Copy every line that contains the string "html" from the entries below.

"""

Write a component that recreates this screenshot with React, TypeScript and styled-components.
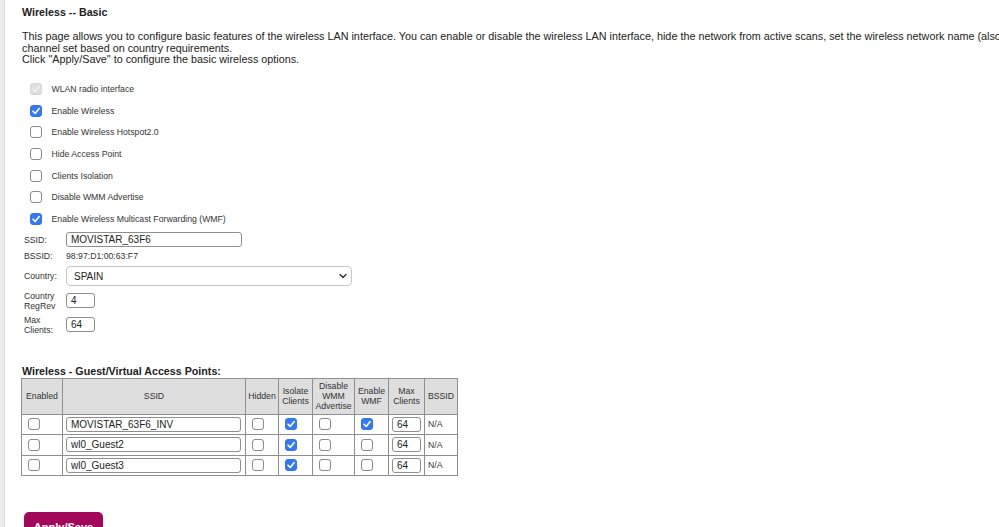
import React from 'react';
import styled, { createGlobalStyle } from 'styled-components';

const Global = createGlobalStyle`
  html, body { margin: 0; padding: 0; background: #fff; overflow: hidden; }
  body { font-family: "Liberation Sans", Arial, sans-serif; }
`;

const Page = styled.div`
  display: flex;
  width: 999px;
  height: 527px;
  overflow: hidden;
`;

const Strip = styled.div`
  width: 4px;
  flex: none;
  background: #ebebee;
  border-right: 1px solid #dcdcdf;
`;

const Main = styled.main`
  flex: 1;
  min-width: 0;
  padding: 5px 0 0 17px;
  display: flex;
  flex-direction: column;
`;

const Title = styled.h1`
  margin: 0;
  font-size: 10.7px;
  line-height: 14px;
  font-weight: bold;
  color: #222;
`;

const Intro = styled.p`
  margin: 12px 0 0;
  font-size: 10.8px;
  line-height: 11.7px;
  white-space: nowrap;
  color: #222;
`;

const CheckList = styled.div`
  margin-top: 12px;
  display: flex;
  flex-direction: column;
`;

const CheckRow = styled.label`
  height: 21.67px;
  display: flex;
  align-items: center;
  gap: 10px;
  padding-left: 7.5px;
  font-size: 8.7px;
  color: #333;
`;

const Box = styled.span<{ $on?: boolean; $disabled?: boolean; $cell?: boolean }>`
  width: 12px;
  height: 12px;
  box-sizing: border-box;
  border-radius: 3px;
  flex: none;
  display: inline-flex;
  align-items: center;
  justify-content: center;
  vertical-align: middle;
  margin-left: ${p => (p.$cell ? '3px' : '0')};
  border: 1px solid ${p => (p.$disabled ? '#d6d6d6' : p.$on ? '#2f74ee' : '#8a8a8a')};
  background: ${p => (p.$disabled ? '#dedede' : p.$on ? '#3478f6' : '#fff')};
`;

const Check: React.FC<{ on?: boolean; disabled?: boolean; cell?: boolean }> = ({ on, disabled, cell }) => (
  <Box $on={on} $disabled={disabled} $cell={cell}>
    {on && (
      <svg width="10" height="10" viewBox="0 0 10 10">
        <path
          d="M2 5.2 L4.2 7.4 L8.2 2.6"
          fill="none"
          stroke={disabled ? '#f4f4f4' : '#fff'}
          strokeWidth="1.6"
          strokeLinecap="round"
          strokeLinejoin="round"
        />
      </svg>
    )}
  </Box>
);

const Form = styled.div`
  margin-top: 1px;
  padding-left: 2px;
  display: grid;
  grid-template-columns: 42px auto;
  grid-template-rows: 18px 14px 26px 24px 24px;
  align-items: center;
  justify-items: start;
`;

const FieldLabel = styled.span`
  font-size: 8.7px;
  line-height: 10px;
  color: #333;
`;

const Value = styled.span`
  font-size: 8.7px;
  color: #333;
`;

const TextBox = styled.input<{ $w: number }>`
  width: ${p => p.$w}px;
  height: 15px;
  box-sizing: border-box;
  border: 1px solid #8e8e8e;
  border-radius: 3px;
  padding: 0 4px;
  font-family: "Liberation Sans", Arial, sans-serif;
  font-size: 10px;
  color: #222;
  background: #fff;
  outline: none;
`;

const SelectWrap = styled.span`
  position: relative;
  display: inline-block;
  width: 286px;
  height: 20px;
`;

const Select = styled.select`
  appearance: none;
  -webkit-appearance: none;
  width: 100%;
  height: 100%;
  box-sizing: border-box;
  border: 1px solid #c9c9c9;
  border-radius: 4px;
  padding: 0 7px;
  font-family: "Liberation Sans", Arial, sans-serif;
  font-size: 10px;
  color: #222;
  background: #fff;
`;

const Chevron = styled.svg`
  position: absolute;
  right: 5px;
  top: 7px;
  pointer-events: none;
`;

const SectionTitle = styled.h2`
  margin: 27px 0 0;
  font-size: 10.7px;
  line-height: 14px;
  font-weight: bold;
  color: #222;
`;

const Table = styled.table`
  margin-left: -1px;
  width: 436px;
  border-collapse: collapse;
  table-layout: fixed;
  font-size: 8.7px;
  color: #333;
`;

const Th = styled.th`
  height: 35px;
  padding: 0;
  background: #dedede;
  border: 1px solid #8f8f8f;
  font-weight: normal;
  line-height: 10px;
  text-align: center;
`;

const Td = styled.td`
  height: 19.5px;
  padding: 0 3px;
  border: 1px solid #8f8f8f;
  white-space: nowrap;
`;

const Button = styled.button`
  margin: 36px 0 0 2px;
  align-self: flex-start;
  width: 79px;
  height: 30px;
  flex: none;
  border: none;
  border-radius: 5px;
  background: #a3085a;
  color: #fff;
  font-family: "Liberation Sans", Arial, sans-serif;
  font-weight: bold;
  font-size: 11px;
`;

const options = [
  { label: 'WLAN radio interface', on: true, disabled: true },
  { label: 'Enable Wireless', on: true },
  { label: 'Enable Wireless Hotspot2.0' },
  { label: 'Hide Access Point' },
  { label: 'Clients Isolation' },
  { label: 'Disable WMM Advertise' },
  { label: 'Enable Wireless Multicast Forwarding (WMF)', on: true },
];

const guests = [
  { ssid: 'MOVISTAR_63F6_INV', isolate: true, wmf: true },
  { ssid: 'wl0_Guest2', isolate: true, wmf: false },
  { ssid: 'wl0_Guest3', isolate: true, wmf: false },
];

export default function App() {
  return (
    <>
      <Global />
      <Page>
        <Strip />
        <Main>
          <Title>Wireless -- Basic</Title>
          <Intro>
            This page allows you to configure basic features of the wireless LAN interface. You can enable or disable the wireless LAN interface, hide the network from active scans, set the wireless network name (also known as SSID) and restrict the
            <br />
            channel set based on country requirements.
            <br />
            Click "Apply/Save" to configure the basic wireless options.
          </Intro>
          <CheckList>
            {options.map(o => (
              <CheckRow key={o.label}>
                <Check on={o.on} disabled={o.disabled} />
                {o.label}
              </CheckRow>
            ))}
          </CheckList>
          <Form>
            <FieldLabel>SSID:</FieldLabel>
            <TextBox $w={176} defaultValue="MOVISTAR_63F6" />
            <FieldLabel>BSSID:</FieldLabel>
            <Value>98:97:D1:00:63:F7</Value>
            <FieldLabel>Country:</FieldLabel>
            <SelectWrap>
              <Select defaultValue="SPAIN">
                <option>SPAIN</option>
              </Select>
              <Chevron width="8" height="6" viewBox="0 0 8 6">
                <path d="M1 1.5 L4 4.5 L7 1.5" fill="none" stroke="#333" strokeWidth="1.4" strokeLinecap="round" strokeLinejoin="round" />
              </Chevron>
            </SelectWrap>
            <FieldLabel>
              Country
              <br />
              RegRev
            </FieldLabel>
            <TextBox $w={29} defaultValue="4" />
            <FieldLabel>
              Max
              <br />
              Clients:
            </FieldLabel>
            <TextBox $w={29} defaultValue="64" />
          </Form>
          <SectionTitle>Wireless - Guest/Virtual Access Points:</SectionTitle>
          <Table>
            <colgroup>
              <col style={{ width: 41 }} />
              <col style={{ width: 183 }} />
              <col style={{ width: 33 }} />
              <col style={{ width: 34 }} />
              <col style={{ width: 42 }} />
              <col style={{ width: 34 }} />
              <col style={{ width: 36 }} />
              <col style={{ width: 33 }} />
            </colgroup>
            <thead>
              <tr>
                <Th>Enabled</Th>
                <Th>SSID</Th>
                <Th>Hidden</Th>
                <Th>
                  Isolate
                  <br />
                  Clients
                </Th>
                <Th>
                  Disable
                  <br />
                  WMM
                  <br />
                  Advertise
                </Th>
                <Th>
                  Enable
                  <br />
                  WMF
                </Th>
                <Th>
                  Max
                  <br />
                  Clients
                </Th>
                <Th>BSSID</Th>
              </tr>
            </thead>
            <tbody>
              {guests.map(g => (
                <tr key={g.ssid}>
                  <Td>
                    <Check cell />
                  </Td>
                  <Td>
                    <TextBox $w={175} defaultValue={g.ssid} />
                  </Td>
                  <Td>
                    <Check cell />
                  </Td>
                  <Td>
                    <Check cell on={g.isolate} />
                  </Td>
                  <Td>
                    <Check cell />
                  </Td>
                  <Td>
                    <Check cell on={g.wmf} />
                  </Td>
                  <Td>
                    <TextBox $w={29} defaultValue="64" />
                  </Td>
                  <Td>N/A</Td>
                </tr>
              ))}
            </tbody>
          </Table>
          <Button>Apply/Save</Button>
        </Main>
      </Page>
    </>
  );
}
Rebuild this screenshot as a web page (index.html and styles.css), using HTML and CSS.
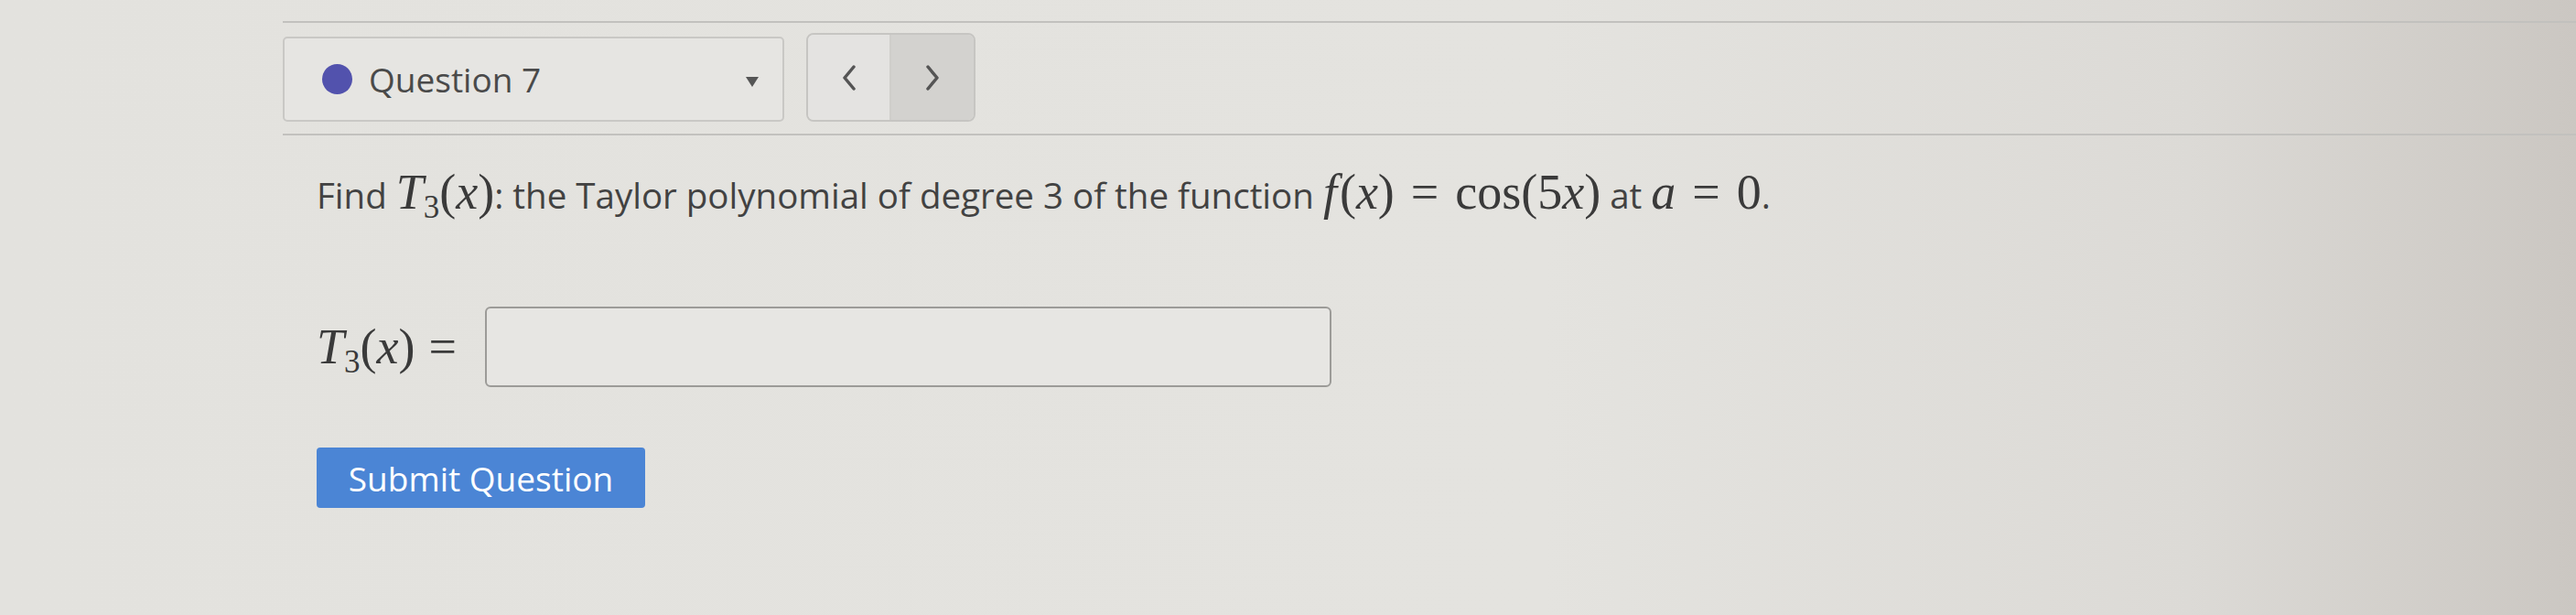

"""

> **Task solution**:
  html, body { margin: 0; padding: 0; background: #fff; overflow: hidden; }
Rebuild this screenshot as a web page (index.html and styles.css), using HTML and CSS.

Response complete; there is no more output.